The listing below should be printed exactly, every line of it. Skip the pictures.
· · · · ·
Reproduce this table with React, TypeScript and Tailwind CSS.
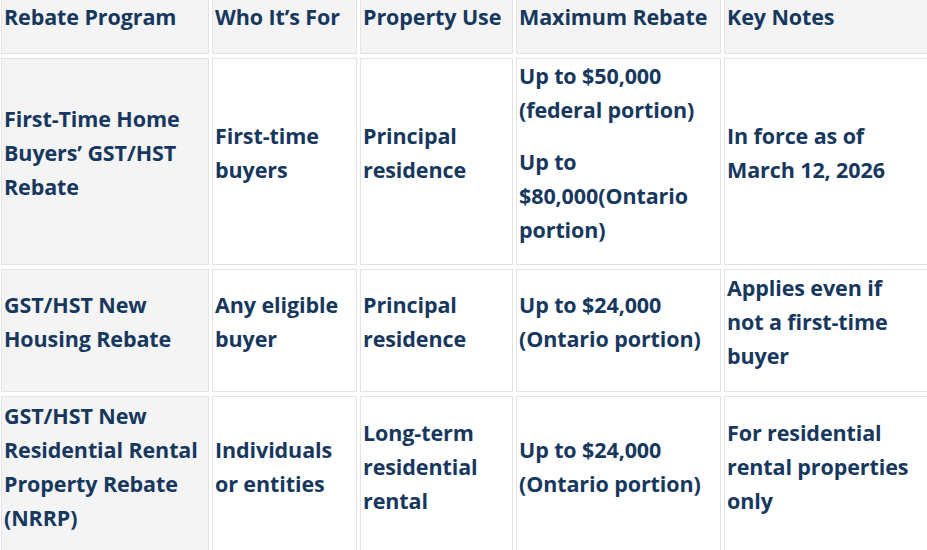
const rows: { cells: string[][][] }[] = [
  {
    cells: [
      [["First-Time Home", "Buyers’ GST/HST", "Rebate"]],
      [["First-time", "buyers"]],
      [["Principal", "residence"]],
      [["Up to $50,000", "(federal portion)"], ["Up to", "$80,000(Ontario", "portion)"]],
      [["In force as of", "March 12, 2026"]],
    ],
  },
  {
    cells: [
      [["GST/HST New", "Housing Rebate"]],
      [["Any eligible", "buyer"]],
      [["Principal", "residence"]],
      [["Up to $24,000", "(Ontario portion)"]],
      [["Applies even if", "not a first-time", "buyer"]],
    ],
  },
  {
    cells: [
      [["GST/HST New", "Residential Rental", "Property Rebate", "(NRRP)"]],
      [["Individuals", "or entities"]],
      [["Long-term", "residential", "rental"]],
      [["Up to $24,000", "(Ontario portion)"]],
      [["For residential", "rental properties", "only"]],
    ],
  },
]

const headers = ["Rebate Program", "Who It’s For", "Property Use", "Maximum Rebate", "Key Notes"]

function Cell({ paras, grey }: { paras: string[][]; grey?: boolean }) {
  return (
    <div
      className={`flex flex-col justify-center border border-[#e3e3e3] pl-[2px] overflow-hidden ${
        grey ? "bg-[#f4f4f4]" : "bg-white"
      }`}
    >
      {paras.map((lines, i) => (
        <p key={i} className="mb-[18px] whitespace-nowrap">
          {lines.map((l, j) => (
            <span key={j} className="block">
              {l}
            </span>
          ))}
        </p>
      ))}
    </div>
  )
}

export default function App() {
  return (
    <main className="w-[927px] h-[550px] overflow-hidden bg-white">
      <div
        className="grid grid-cols-[208px_145px_153px_205px_230px] grid-rows-[55px_207px_123px_160px] gap-x-[3px] gap-y-[4px] pl-[1px] mt-[-1px] text-[#17385e] font-bold text-[21.5px] leading-[34px] tracking-[-0.1px]"
        style={{ fontFamily: '"Open Sans", "Noto Sans", sans-serif' }}
      >
        {/* Header row */}
        {headers.map((h) => (
          <div key={h} className="border border-[#e3e3e3] bg-[#f4f4f4] pl-[2px] whitespace-nowrap overflow-hidden">
            {h}
          </div>
        ))}

        {/* Body rows */}
        {rows.map((r, i) =>
          r.cells.map((paras, j) => <Cell key={`${i}-${j}`} paras={paras} grey={j === 0} />)
        )}
      </div>
    </main>
  )
}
· · · · ·
[EXERCISE RESPONSE]:
Reproduce this table with React, TypeScript and Tailwind CSS.
const rows: { cells: string[][][] }[] = [
  {
    cells: [
      [["First-Time Home", "Buyers’ GST/HST", "Rebate"]],
      [["First-time", "buyers"]],
      [["Principal", "residence"]],
      [["Up to $50,000", "(federal portion)"], ["Up to", "$80,000(Ontario", "portion)"]],
      [["In force as of", "March 12, 2026"]],
    ],
  },
  {
    cells: [
      [["GST/HST New", "Housing Rebate"]],
      [["Any eligible", "buyer"]],
      [["Principal", "residence"]],
      [["Up to $24,000", "(Ontario portion)"]],
      [["Applies even if", "not a first-time", "buyer"]],
    ],
  },
  {
    cells: [
      [["GST/HST New", "Residential Rental", "Property Rebate", "(NRRP)"]],
      [["Individuals", "or entities"]],
      [["Long-term", "residential", "rental"]],
      [["Up to $24,000", "(Ontario portion)"]],
      [["For residential", "rental properties", "only"]],
    ],
  },
]

const headers = ["Rebate Program", "Who It’s For", "Property Use", "Maximum Rebate", "Key Notes"]

function Cell({ paras, grey }: { paras: string[][]; grey?: boolean }) {
  return (
    <div
      className={`flex flex-col justify-center border border-[#e3e3e3] pl-[2px] overflow-hidden ${
        grey ? "bg-[#f4f4f4]" : "bg-white"
      }`}
    >
      {paras.map((lines, i) => (
        <p key={i} className="mb-[18px] whitespace-nowrap">
          {lines.map((l, j) => (
            <span key={j} className="block">
              {l}
            </span>
          ))}
        </p>
      ))}
    </div>
  )
}

export default function App() {
  return (
    <main className="w-[927px] h-[550px] overflow-hidden bg-white">
      <div
        className="grid grid-cols-[208px_145px_153px_205px_230px] grid-rows-[55px_207px_123px_160px] gap-x-[3px] gap-y-[4px] pl-[1px] mt-[-1px] text-[#17385e] font-bold text-[21.5px] leading-[34px] tracking-[-0.1px]"
        style={{ fontFamily: '"Open Sans", "Noto Sans", sans-serif' }}
      >
        {/* Header row */}
        {headers.map((h) => (
          <div key={h} className="border border-[#e3e3e3] bg-[#f4f4f4] pl-[2px] whitespace-nowrap overflow-hidden">
            {h}
          </div>
        ))}

        {/* Body rows */}
        {rows.map((r, i) =>
          r.cells.map((paras, j) => <Cell key={`${i}-${j}`} paras={paras} grey={j === 0} />)
        )}
      </div>
    </main>
  )
}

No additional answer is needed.